Exiled Mugabe nephew Patrick Zhuwao was among the first to make the claim.

“Zhuwao says Mnangagwa is pushing for the exhumation of Mugabe’s remains, because he (Mnangagwa) believes Mugabe was buried with a (Tsvimbo, staff stick) which gave him authority and power to lead Zimbabwe,” the local outlet Pindula reported this month, citing a televised interview with South Africa’s SABC news.

Zhuwao reportedly said:

The reason Emmerson Mnangagwa wants to exhume the mortal remains of President Mugabe is that he has been looking for what is referred to as tsvimbo ya Mambo, which is really the scepter that he believes will give him the authority to be the leader of Zimbabwe. Emmerson Mnangagwa, in my presence and the presence of my two colleagues, has indicated that he believes that there are 16 traditional leaders who will effectively anoint the person that will be able to effectively govern Zimbabwe and he believes that president Mugabe had that tsvimbo yehuMambo.

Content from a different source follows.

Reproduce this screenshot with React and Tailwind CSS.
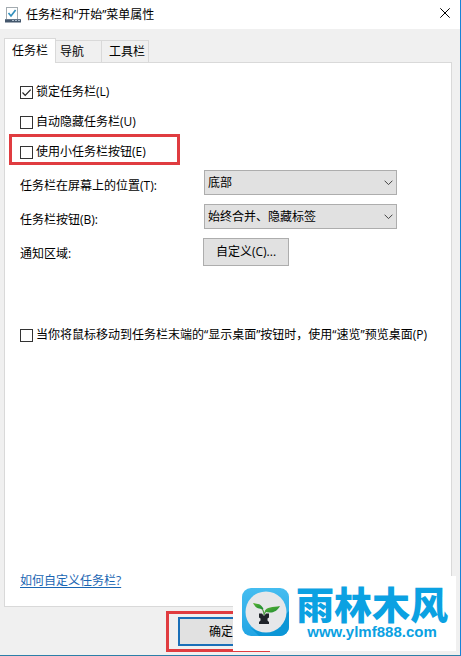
import { useState } from "react";

function Checkbox({ name, label, checked, onChange, highlighted }) {
  return (
    <div className="relative flex h-[30px] items-center">
      {highlighted && (
        <div className="pointer-events-none absolute -left-[11px] -top-[3px] h-[31px] w-[171px] border-3 border-[#e03c40]" />
      )}
      <label className="flex items-center gap-[3px] whitespace-nowrap">
        <span className="relative flex">
          <input
            type="checkbox"
            name={name}
            checked={checked}
            onChange={onChange}
            className="size-[13px] appearance-none border border-[#333333] bg-white"
          />
          {checked && (
            <svg
              viewBox="0 0 13 13"
              className="pointer-events-none absolute inset-0 size-[13px]"
            >
              <path
                d="M2.5 6.5 5.2 9.3 10.7 3.6"
                fill="none"
                stroke="#222"
                strokeWidth="1.2"
              />
            </svg>
          )}
        </span>
        {label}
      </label>
    </div>
  );
}

function Select({ id, value, onChange, options }) {
  return (
    <div className="relative ml-px w-[193px]">
      <select
        id={id}
        value={value}
        onChange={onChange}
        className="h-[25px] w-full appearance-none border border-[#adadad] bg-[#e1e1e1] pl-[3px] pr-5"
      >
        {options.map((option) => (
          <option key={option}>{option}</option>
        ))}
      </select>
      <svg
        viewBox="0 0 9 6"
        className="pointer-events-none absolute right-1 top-[10px] h-[6px] w-[9px]"
      >
        <path d="M.6.7 4.5 4.6 8.4.7" fill="none" stroke="#444" />
      </svg>
    </div>
  );
}

function TaskbarIcon() {
  return (
    <svg viewBox="0 0 16 16" className="size-4">
      <rect x="1.5" y=".5" width="11" height="12" fill="#fff" stroke="#a3abb0" />
      <path
        d="M3.500 6 6 9l4.600-6"
        fill="none"
        stroke="#3390bd"
        strokeWidth="1.7"
      />
      <path d="M0 12h16v3.500H0z" fill="#44576c" />
      <path d="M0 12h16v1H0z" fill="#66788c" />
      <path d="M7 13h2v1H7zM10 13h2v1h-2zM13 13h2v1h-2z" fill="#aebdcb" />
    </svg>
  );
}

function SproutLogo() {
  return (
    <svg viewBox="0 0 48 48" className="size-12 shrink-0">
      <defs>
        <linearGradient id="tile" x1="0" y1="0" x2="0" y2="1">
          <stop offset="0" stopColor="#45bdf0" />
          <stop offset="1" stopColor="#22a5e4" />
        </linearGradient>
        <linearGradient id="leaf" x1="0" y1="0" x2="1" y2="1">
          <stop offset="0" stopColor="#5cb531" />
          <stop offset="1" stopColor="#1b8a35" />
        </linearGradient>
      </defs>
      <rect width="47" height="48" rx="9" fill="url(#tile)" />
      <path
        d="M8 39C20 49 38 42 43 27l4-4v16a9 9 0 0 1-9 9H17z"
        fill="#0c96d6"
      />
      <circle cx="24" cy="24" r="20.5" fill="#e6e7e9" />
      <path
        d="M22 27c0-4-1-6-4-8M22 27c1-4 3-5 6-5"
        fill="none"
        stroke="#4f9a45"
        strokeWidth="1.2"
      />
      <path d="M11 15c4 1 8 0 10.500 6-5 0-8-1-10.500-6z" fill="url(#leaf)" />
      <path d="M22.500 23.500c2-5 8-4 15.500-5.500-3 6-9 8-15.500 5.500z" fill="url(#leaf)" />
      <path
        d="M17 25.500h3l1.500 2h1l1.500-2h3v4l-1.500 1v2l1.500 1.500v2H17v-2l1.500-1.500v-2l-1.500-1z"
        fill="#20242a"
      />
    </svg>
  );
}

const TABS = [
  { name: "任务栏", style: "w-[52px] justify-center" },
  { name: "导航", style: "w-[46px] pl-1" },
  { name: "工具栏", style: "w-[47px] pl-[7px]" },
];

export default function App() {
  const [tab, setTab] = useState("任务栏");
  const [position, setPosition] = useState("底部");
  const [grouping, setGrouping] = useState("始终合并、隐藏标签");
  const [options, setOptions] = useState({
    lock: true,
    autoHide: false,
    small: false,
    peek: false,
  });

  const handleCheck = (e) => {
    const { name, checked } = e.target;
    setOptions((prev) => ({ ...prev, [name]: checked }));
  };

  return (
    <div className="relative flex min-h-screen flex-col overflow-hidden border-b border-r border-b-[#2c7fa8] border-r-[#1683d8] bg-[#f0f0f0] font-['Open_Sans','Noto_Sans_CJK_SC',sans-serif] text-[12px] leading-5 text-black">
      <header className="flex h-[29px] items-center justify-between bg-white pl-[5px] pr-[10px]">
        <div className="flex items-center gap-[5px]">
          <TaskbarIcon />
          <h1>任务栏和“开始”菜单属性</h1>
        </div>
        <button type="button" aria-label="关闭" className="pb-1">
          <svg viewBox="0 0 10 10" className="size-[10px]">
            <path d="M.3.3l9.400 9.400M9.700.3.3 9.700" stroke="#000" />
          </svg>
        </button>
      </header>

      <div className="flex items-end pl-1 pt-[9px]" role="tablist">
        {TABS.map(({ name, style }) => (
          <button
            key={name}
            type="button"
            role="tab"
            aria-selected={tab === name}
            onClick={() => setTab(name)}
            className={`${style} flex items-center border-r border-t border-[#d9d9d9] ${
              tab === name
                ? "relative -mb-px h-[25px] border-l bg-white"
                : "h-[22px]"
            }`}
          >
            {name}
          </button>
        ))}
      </div>

      <main className="ml-1 mr-[8px] flex grow flex-col border border-[#d9d9d9] bg-white px-[15px] pb-[15px] pt-[14px]">
        <Checkbox
          name="lock"
          label="锁定任务栏(L)"
          checked={options.lock}
          onChange={handleCheck}
        />
        <Checkbox
          name="autoHide"
          label="自动隐藏任务栏(U)"
          checked={options.autoHide}
          onChange={handleCheck}
        />
        <Checkbox
          name="small"
          label="使用小任务栏按钮(E)"
          checked={options.small}
          onChange={handleCheck}
          highlighted
        />

        <div className="mt-[3px] grid grid-cols-[183px_1fr] auto-rows-[34px] items-start">
          <label htmlFor="position" className="pt-[6px]">
            任务栏在屏幕上的位置(T):
          </label>
          <Select
            id="position"
            value={position}
            onChange={(e) => setPosition(e.target.value)}
            options={["底部", "左侧", "右侧", "顶部"]}
          />
          <label htmlFor="grouping" className="pt-[6px]">
            任务栏按钮(B):
          </label>
          <Select
            id="grouping"
            value={grouping}
            onChange={(e) => setGrouping(e.target.value)}
            options={["始终合并、隐藏标签", "当任务栏被占满时合并", "从不合并"]}
          />
          <span className="pt-[6px]">通知区域:</span>
          <button
            type="button"
            className="h-7 w-[86px] border border-[#adadad] bg-[#e1e1e1]"
          >
            自定义(C)...
          </button>
        </div>

        <div className="mt-12">
          <Checkbox
            name="peek"
            label="当你将鼠标移动到任务栏末端的“显示桌面”按钮时，使用“速览”预览桌面(P)"
            checked={options.peek}
            onChange={handleCheck}
          />
        </div>

        <a
          href="#help"
          className="mt-auto self-start text-[#1a66b3] underline underline-offset-2"
        >
          如何自定义任务栏?
        </a>
      </main>

      <footer className="flex pb-[3px] pl-[166px] pt-1">
        <div className="border-3 border-[#e03c40] py-[3px] pl-[9px] pr-[3px]">
          <button
            type="button"
            className="h-[29px] w-[86px] border-2 border-[#1a6fb8] bg-[#e1e1e1]"
          >
            确定
          </button>
        </div>
      </footer>

      <div className="absolute bottom-1 right-1 flex h-[75px] w-[223px] items-start gap-[6px] bg-white pl-[9px] text-[#0ba1e2]">
        <div className="pt-3">
          <SproutLogo />
        </div>
        <div className="flex flex-col items-center pt-2">
          <span className="font-['Noto_Sans_CJK_SC',sans-serif] text-[38px] font-black leading-[38px]">
            雨林木风
          </span>
          <span className="font-['Liberation_Sans',sans-serif] text-[15px] font-bold leading-5">
            www.ylmf888.com
          </span>
        </div>
      </div>
    </div>
  );
}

The comments triggered a controversy over both the existence of the scepter and Mnangagwa’s alleged interest in it. Mnangagwa supporters have largely dismissed the remarks as ridiculous. Others, like Killer Zichu, a socialist Zanu-PF lawmaker, responded by asserting that the scepter exists, but it was not buried with Mugabe. Zivhu claimed that a former cabinet member, Saviour Kasukuwere, possesses the scepter; Kasukuwere is currently in exile.

Mnangagwa’s Information Ministry formally responded to the spread of the rumors regarding the alleged scepter on Thursday.

“It is a very local matter, I am not sure the chief has jurisdiction on who should be buried at the Heroes Acre or not which is a piece of land outside his dominion,” permanent secretary Nick Mangwana told reporters. “But what I can tell you (please take it as official) is that the government of Zimbabwe has no interest in this matter at all and we are just observing this local matter with annoyance.”